Последний вопрос относился к событиям по ту сторону палатки. Оттуда доносились возгласы, топот ног по линейке, кто-то рядом выругался.
Мы вышли и увидели, что все бежали по направлению к новой уборной. Плотное кольцо любопытных окружило яму. Они переговаривались с кем-то, кто, очевидно, стоял в ней. «Дорогу!» — мы растолкали зевак и вошли в круг.
Как полагалось, люди содрали с поверхности будущей ямы — полтора на три метра — мох, потом начали с помощью ломов и кайл углубляться в грунт. Но яма осталась мелкой — не дошла и до полуметра. В ее середине стоял съемщик Женя и скребком набирал грунт из ямы в лоток. Потом он вылез, и зеваки торжественно отступили, освобождая дорогу.
— Пошли, начальник, — сказал он Чумакову и кивнул нам с Хабитовым, — пошли попробуем снова: такого чуда я еще не видал!
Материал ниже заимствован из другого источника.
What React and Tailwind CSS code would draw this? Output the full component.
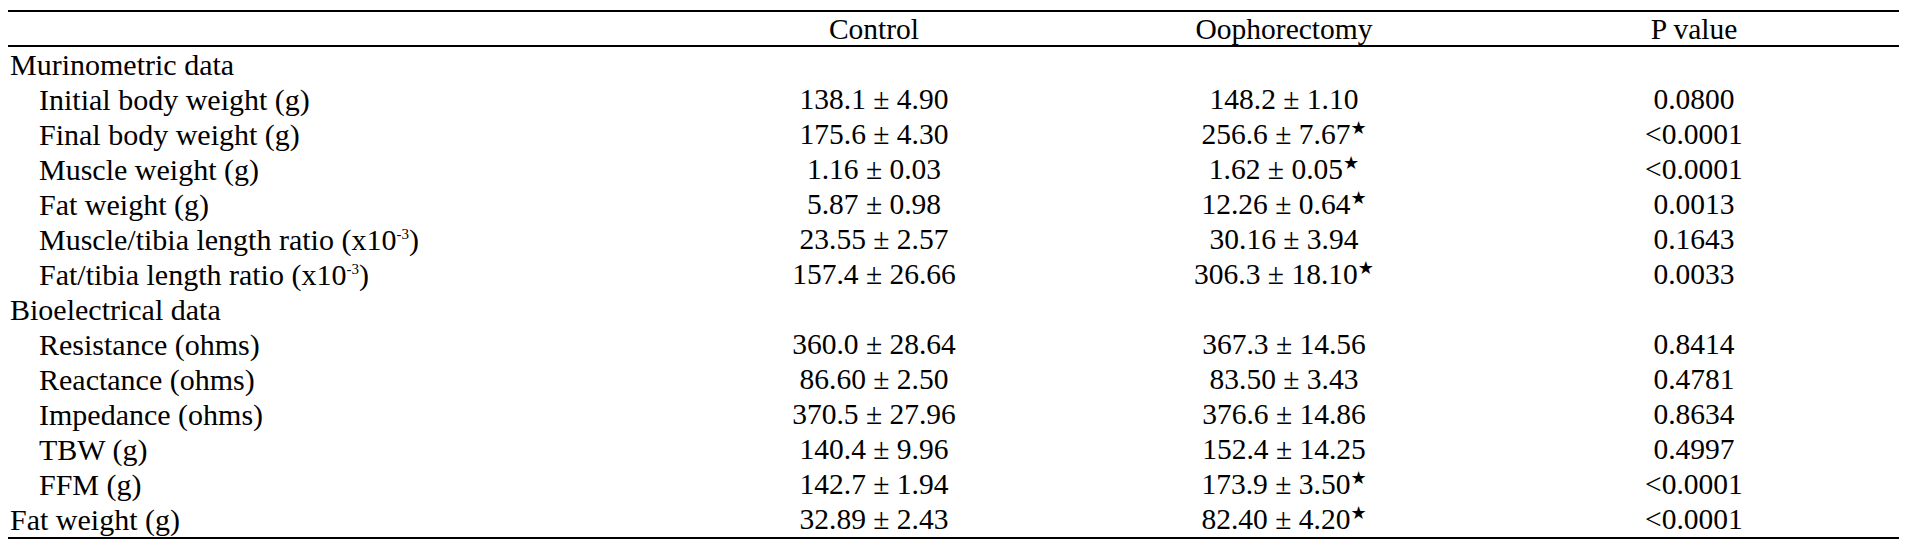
const rows = [
  { label: 'Murinometric data', group: true },
  { label: 'Initial body weight (g)', control: '138.1 ± 4.90', ovx: '148.2 ± 1.10', p: '0.0800' },
  { label: 'Final body weight (g)', control: '175.6 ± 4.30', ovx: '256.6 ± 7.67', star: true, p: '<0.0001' },
  { label: 'Muscle weight (g)', control: '1.16 ± 0.03', ovx: '1.62 ± 0.05', star: true, p: '<0.0001' },
  { label: 'Fat weight (g)', control: '5.87 ± 0.98', ovx: '12.26 ± 0.64', star: true, p: '0.0013' },
  { label: 'Muscle/tibia length ratio (x10', sup: '-3', control: '23.55 ± 2.57', ovx: '30.16 ± 3.94', p: '0.1643' },
  { label: 'Fat/tibia length ratio (x10', sup: '-3', control: '157.4 ± 26.66', ovx: '306.3 ± 18.10', star: true, p: '0.0033' },
  { label: 'Bioelectrical data', group: true },
  { label: 'Resistance (ohms)', control: '360.0 ± 28.64', ovx: '367.3 ± 14.56', p: '0.8414' },
  { label: 'Reactance (ohms)', control: '86.60 ± 2.50', ovx: '83.50 ± 3.43', p: '0.4781' },
  { label: 'Impedance (ohms)', control: '370.5 ± 27.96', ovx: '376.6 ± 14.86', p: '0.8634' },
  { label: 'TBW (g)', control: '140.4 ± 9.96', ovx: '152.4 ± 14.25', p: '0.4997' },
  { label: 'FFM (g)', control: '142.7 ± 1.94', ovx: '173.9 ± 3.50', star: true, p: '<0.0001' },
  { label: 'Fat weight (g)', top: true, control: '32.89 ± 2.43', ovx: '82.40 ± 4.20', star: true, p: '<0.0001' },
];

function Star() {
  return (
    <span className="relative top-[-10px] text-[18px] leading-none font-['DejaVu_Sans',sans-serif]">★</span>
  );
}

export default function App() {
  return (
    <div className="min-h-screen bg-white pt-[10px] pl-[8px] text-black font-['Liberation_Serif',serif] text-[29.5px] leading-[35px]">
      <div className="w-[1891px] border-t-2 border-b-2 border-black">
        {/* Header */}
        <div className="grid grid-cols-[661px_1fr_1fr_1fr] h-[35px] border-b-2 border-black">
          <div />
          <div className="text-center">Control</div>
          <div className="text-center">Oophorectomy</div>
          <div className="text-center">P value</div>
        </div>

        {/* Body */}
        {rows.map((r, i) => (
          <div key={i} className="grid grid-cols-[661px_1fr_1fr_1fr] h-[35px]">
            <div className={r.group || r.top ? 'pl-[2px] whitespace-nowrap text-[30px]' : 'pl-[31px] whitespace-nowrap text-[30px]'}>
              {r.label}
              {r.sup && (
                <>
                  <span className="relative top-[-11px] text-[15px] leading-none">{r.sup}</span>)
                </>
              )}
            </div>
            <div className="text-center whitespace-nowrap">{r.control}</div>
            <div className="text-center whitespace-nowrap">
              {r.ovx}
              {r.star && <Star />}
            </div>
            <div className="text-center whitespace-nowrap">{r.p}</div>
          </div>
        ))}
      </div>
    </div>
  );
}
Он направился к кухне и бесцеремонно сунул лоток в большую бочку с водой, приготовленной для ужина. Появился повар Борис, начал было ругаться, но Чумаков остановил:
— Сейчас увидишь, что такое настоящее золото! Граммов триста с лотка…
— Тащи весы из санчасти! — крикнул Хабитов фельдшеру. Чумаков перебил его:
— Отставить! Взвесим в хлеборезке, твои стограммовые, не потянут!
Плоский деревянный лоток ритмично подрагивал в цепких руках Жени. Короткими движениями он перекатывал крупные камешки на край, потом сбрасывал их, держа лоток чуть выше уровня воды, вновь набирал воду — жижи на дне оставалось все меньше. И каждый раз, когда Женя сбрасывал в бочку часть содержимого, слышался тихий стон Бориса.
Туда-сюда, туда-сюда, сброс… — так несколько раз. Отлетали последние камешки. Вдруг Женя погрузил лоток в соседнюю бочку, где вода еще не помутнела. Провел еще взад-вперед, почти ничего не выбрасывая, потом вдруг погрузил совсем, ловко слил воду и победоносно поднял лоток, показывая его содержимое. Все ахнули: середина дна была покрыта слоем желтого, похожего на крупный песок металла. Кое-где еще темнели черные песчинки.
«Вот это да!» — больше никто ничего не мог произнести, зрелище было слишком неправдоподобным: с одного лотка получилось много больше, чем за двенадцатичасовой рабочий день с тачками, окриками и головокружением от непосильного труда. Молчание нарушил Борис, принеся весы из хлеборезки:
— Сколько тут?
— Высушить бы, — предложил кто-то, но Женя уже выгребал содержимое своего лотка в алюминиевую литровую тарелку.